> [Dataset excerpt]
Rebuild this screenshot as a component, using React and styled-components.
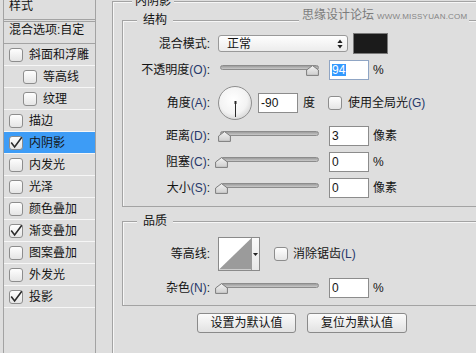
import React from "react";
import styled, { createGlobalStyle } from "styled-components";

const BG = "#dedede";
const LINE = "#a3a3a3";
const FONT = `"Liberation Sans", "Noto Sans CJK SC", sans-serif`;

const GlobalStyle = createGlobalStyle`
  html, body { margin: 0; padding: 0; overflow: hidden; background: ${BG}; }
  body { font-family: ${FONT}; font-size: 12px; color: #141414; }
  #root { width: 476px; height: 353px; }
`;

const Page = styled.div`
  position: relative;
  display: flex;
  align-items: flex-start;
  width: 476px;
  height: 353px;
  overflow: hidden;
  background: ${BG};
`;

/* ---------- sidebar ---------- */
const Sidebar = styled.aside`
  box-sizing: border-box;
  flex-shrink: 0;
  width: 93px;
  height: 372px;
  margin: -6px 0 0 3px;
  border-left: 1px solid ${LINE};
  border-right: 1px solid ${LINE};
  display: flex;
  flex-direction: column;
`;

const SideHeader = styled.div`
  display: flex;
  align-items: center;
  height: 23px;
  padding: 0 0 2px 5px;
  border-bottom: 1px solid ${LINE};
  margin-bottom: 1px;
  line-height: 14px;
`;

const BlendRow = styled.div`
  display: flex;
  align-items: flex-start;
  height: 20px;
  padding: 1px 0 0 5px;
  border-top: 1px solid ${LINE};
  border-bottom: 1px solid ${LINE};
  line-height: 14px;
  white-space: nowrap;
`;

const SideRow = styled.div`
  display: flex;
  align-items: center;
  gap: 6px;
  height: 21px;
  padding-left: ${(p) => (p.$indent ? 19 : 5)}px;
  border-bottom: 1px solid #f6f6f6;
  background: ${(p) => (p.$selected ? "#3d9cf6" : "transparent")};
  white-space: nowrap;
  line-height: 14px;
`;

/* ---------- checkbox ---------- */
const BoxSvg = styled.svg`
  flex-shrink: 0;
  display: block;
  overflow: visible;
  margin-left: ${(p) => p.$ml || 0}px;
`;

function CheckBox({ checked, ml }) {
  return (
    <BoxSvg $ml={ml} width="14" height="14" viewBox="0 0 14 14">
      <defs>
        <linearGradient id="cbfill" x1="0" y1="0" x2="0" y2="1">
          <stop offset="0" stopColor="#ffffff" />
          <stop offset="1" stopColor="#e4e4e4" />
        </linearGradient>
      </defs>
      <rect x="0.5" y="0.5" width="13" height="13" rx="2.5" fill="url(#cbfill)" stroke="#8d8d8d" />
      {checked && (
        <path d="M2.2 6.6 L5.6 10.9 L12.8 1.2" fill="none" stroke="#2a2a2a" strokeWidth="1.6" />
      )}
    </BoxSvg>
  );
}

/* ---------- main panel ---------- */
const Main = styled.div`
  flex-shrink: 0;
  width: 400px;
  margin-left: 16px;
`;

const OuterGroup = styled.fieldset`
  box-sizing: border-box;
  width: 400px;
  min-width: 0;
  margin: -6px 0 0 0;
  padding: 0 0 60px 0;
  border: 1px solid ${LINE};
  box-shadow: inset 1px 1px 0 #f6f6f6;
`;

const Group = styled.fieldset`
  box-sizing: border-box;
  width: 390px;
  min-width: 0;
  margin: ${(p) => p.$mt}px 0 0 9px;
  padding: 0 0 ${(p) => p.$pb}px 0;
  border: 1px solid ${LINE};
  box-shadow: inset 1px 1px 0 #f6f6f6;
`;

const Legend = styled.legend`
  margin-left: ${(p) => p.$ml}px;
  padding: 0 ${(p) => p.$pad}px;
  line-height: 14px;
  font-size: 12px;
  background: ${BG};
  color: #141414;
`;

const Row = styled.div`
  display: flex;
  align-items: center;
  height: ${(p) => p.$h}px;
  margin-top: ${(p) => p.$mt}px;
`;

const Label = styled.div`
  flex-shrink: 0;
  width: 87px;
  text-align: right;
  white-space: nowrap;
  line-height: 14px;
`;

const Key = styled.span`
  color: #27386a;
`;

const Text = styled.span`
  flex-shrink: 0;
  white-space: nowrap;
  line-height: 14px;
  margin-left: ${(p) => p.$ml || 0}px;
`;

const Select = styled.div`
  box-sizing: border-box;
  flex-shrink: 0;
  width: 130px;
  height: 17px;
  margin-left: 8px;
  padding: 0 4px 0 8px;
  border: 1px solid #999;
  border-radius: 3px;
  background: linear-gradient(#fefefe, #ececec);
  display: flex;
  align-items: center;
  justify-content: space-between;
  line-height: 14px;
`;

const Swatch = styled.div`
  box-sizing: border-box;
  flex-shrink: 0;
  width: 35px;
  height: 21px;
  margin-left: 5px;
  border: 1px solid #7a7a7a;
  background: #1b1b1b;
`;

const SliderWrap = styled.div`
  position: relative;
  flex-shrink: 0;
  align-self: flex-start;
  width: 99px;
  height: 12px;
  margin: 5px 0 0 10px;
`;

const Track = styled.div`
  box-sizing: border-box;
  height: 5px;
  border: 1px solid #8c8c8c;
  border-radius: 3px;
  background: linear-gradient(#9c9c9c, #c9c9c9);
`;

const Thumb = styled.svg`
  position: absolute;
  top: 0;
  display: block;
`;

function Slider({ value, max = 100 }) {
  const left = -5 + (value / max) * 97;
  return (
    <SliderWrap>
      <Track />
      <Thumb width="13" height="11" viewBox="0 0 13 11" style={{ left }}>
        <defs>
          <linearGradient id="thumbfill" x1="0" y1="0" x2="0" y2="1">
            <stop offset="0" stopColor="#f4f4f4" />
            <stop offset="1" stopColor="#cdcdcd" />
          </linearGradient>
        </defs>
        <path d="M6.5 0.6 L12.4 5 L12.4 10.4 L0.6 10.4 L0.6 5 Z" fill="url(#thumbfill)" stroke="#7c7c7c" />
      </Thumb>
    </SliderWrap>
  );
}

const Field = styled.div`
  box-sizing: border-box;
  flex-shrink: 0;
  width: 40px;
  height: 20px;
  margin-left: ${(p) => (p.$ml == null ? 10 : p.$ml)}px;
  padding-left: 2px;
  border: 1px solid ${(p) => (p.$focus ? "#8fa5c4" : "#8c8c8c")};
  background: #fff;
  display: flex;
  align-items: center;
  line-height: 12px;
`;

const Selection = styled.span`
  background: #3399ff;
  color: #fff;
  padding-right: 1px;
`;

const DialSvg = styled.svg`
  flex-shrink: 0;
  display: block;
  margin-left: 8px;
`;

function Dial() {
  return (
    <DialSvg width="34" height="34" viewBox="0 0 34 34">
      <defs>
        <radialGradient id="dialfill" cx="0.45" cy="0.4" r="0.6">
          <stop offset="0" stopColor="#ffffff" />
          <stop offset="0.7" stopColor="#f3f3f3" />
          <stop offset="1" stopColor="#d9d9d9" />
        </radialGradient>
      </defs>
      <circle cx="17" cy="17" r="16.5" fill="url(#dialfill)" stroke="#8e8e8e" />
      <line x1="17.5" y1="16" x2="17.5" y2="31" stroke="#2a2a2a" strokeWidth="1" />
      <rect x="16.5" y="15" width="2" height="3" fill="#2a2a2a" />
    </DialSvg>
  );
}

const Contour = styled.div`
  box-sizing: border-box;
  flex-shrink: 0;
  display: flex;
  width: 42px;
  height: 34px;
  margin-left: 8px;
  border: 1px solid #8a8a8a;
  background: #fff;
`;

const ContourArrow = styled.div`
  width: 7px;
  border-left: 1px solid #9c9c9c;
  background: linear-gradient(#fafafa, #e8e8e8);
  display: flex;
  align-items: center;
  justify-content: center;
`;

const Buttons = styled.div`
  display: flex;
  gap: 11px;
  margin: 7px 0 0 84px;
`;

const Button = styled.button`
  box-sizing: border-box;
  width: ${(p) => p.$w}px;
  height: 20px;
  padding: 0;
  border: 1px solid #8a8a8a;
  border-radius: 3px;
  background: linear-gradient(#fbfbfb, #e2e2e2);
  font-family: ${FONT};
  font-size: 12px;
  line-height: 14px;
  color: #141414;
`;

const Watermark = styled.div`
  position: absolute;
  top: 8px;
  left: 299px;
  height: 14px;
  padding: 0 2px 0 3px;
  display: flex;
  align-items: center;
  gap: 3px;
  background: ${BG};
  color: #7c7c7c;
  white-space: nowrap;
`;

const WmCn = styled.span`
  font-size: 12px;
  line-height: 14px;
`;

const WmEn = styled.span`
  font-family: "Liberation Sans", sans-serif;
  font-size: 8px;
  letter-spacing: 0.2px;
  color: #858585;
  margin-top: 2px;
`;

const layers = [
  { name: "斜面和浮雕" },
  { name: "等高线", indent: true },
  { name: "纹理", indent: true },
  { name: "描边" },
  { name: "内阴影", checked: true, selected: true },
  { name: "内发光" },
  { name: "光泽" },
  { name: "颜色叠加" },
  { name: "渐变叠加", checked: true },
  { name: "图案叠加" },
  { name: "外发光" },
  { name: "投影", checked: true },
];

export default function App() {
  return (
    <>
      <GlobalStyle />
      <Page>
        <Sidebar>
          <SideHeader>样式</SideHeader>
          <BlendRow>混合选项:自定</BlendRow>
          {layers.map((l) => (
            <SideRow key={l.name} $indent={l.indent} $selected={l.selected}>
              <CheckBox checked={l.checked} />
              <span>{l.name}</span>
            </SideRow>
          ))}
        </Sidebar>

        <Main>
          <OuterGroup>
            <Legend $ml={19} $pad={3}>内阴影</Legend>

            <Group $mt={5} $pb={8}>
              <Legend $ml={14} $pad={6}>结构</Legend>

              <Row $h={21} $mt={6}>
                <Label>混合模式:</Label>
                <Select>
                  <span>正常</span>
                  <svg width="6" height="10" viewBox="0 0 6 10">
                    <path d="M3 0.5 L5.6 4 L0.4 4 Z M3 9.5 L5.6 6 L0.4 6 Z" fill="#222" />
                  </svg>
                </Select>
                <Swatch />
              </Row>

              <Row $h={20} $mt={6}>
                <Label>
                  不透明度<Key>(O)</Key>:
                </Label>
                <Slider value={94} />
                <Field $focus>
                  <Selection>94</Selection>
                </Field>
                <Text $ml={4}>%</Text>
              </Row>

              <Row $h={33} $mt={6}>
                <Label>
                  角度<Key>(A)</Key>:
                </Label>
                <Dial />
                <Field $ml={6}>-90</Field>
                <Text $ml={5}>度</Text>
                <CheckBox ml={13} />
                <Text $ml={6}>
                  使用全局光<Key>(G)</Key>
                </Text>
              </Row>

              <Row $h={20} $mt={7}>
                <Label>
                  距离<Key>(D)</Key>:
                </Label>
                <Slider value={3} />
                <Field>3</Field>
                <Text $ml={4}>像素</Text>
              </Row>

              <Row $h={20} $mt={6}>
                <Label>
                  阻塞<Key>(C)</Key>:
                </Label>
                <Slider value={0} />
                <Field>0</Field>
                <Text $ml={4}>%</Text>
              </Row>

              <Row $h={20} $mt={6}>
                <Label>
                  大小<Key>(S)</Key>:
                </Label>
                <Slider value={0} />
                <Field>0</Field>
                <Text $ml={4}>像素</Text>
              </Row>
            </Group>

            <Group $mt={7} $pb={7}>
              <Legend $ml={14} $pad={6}>品质</Legend>

              <Row $h={34} $mt={9}>
                <Label>等高线:</Label>
                <Contour>
                  <svg width="33" height="32" viewBox="0 0 33 32" style={{ display: "block" }}>
                    <polygon points="0,32 33,0 33,32" fill="#9b9b9b" />
                  </svg>
                  <ContourArrow>
                    <svg width="5" height="3" viewBox="0 0 5 3">
                      <path d="M0 0 L5 0 L2.5 3 Z" fill="#222" />
                    </svg>
                  </ContourArrow>
                </Contour>
                <CheckBox ml={14} />
                <Text $ml={5}>
                  消除锯齿<Key>(L)</Key>
                </Text>
              </Row>

              <Row $h={20} $mt={7}>
                <Label>
                  杂色<Key>(N)</Key>:
                </Label>
                <Slider value={0} />
                <Field>0</Field>
                <Text $ml={4}>%</Text>
              </Row>
            </Group>

            <Buttons>
              <Button $w={99}>设置为默认值</Button>
              <Button $w={100}>复位为默认值</Button>
            </Buttons>
          </OuterGroup>
        </Main>

        <Watermark>
          <WmCn>思缘设计论坛</WmCn>
          <WmEn>WWW.MISSYUAN.COM</WmEn>
        </Watermark>
      </Page>
    </>
  );
}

> [Task prompt] Which lines above contain "components"? Show each of them.

> [Result]
Rebuild this screenshot as a component, using React and styled-components.
import styled, { createGlobalStyle } from "styled-components";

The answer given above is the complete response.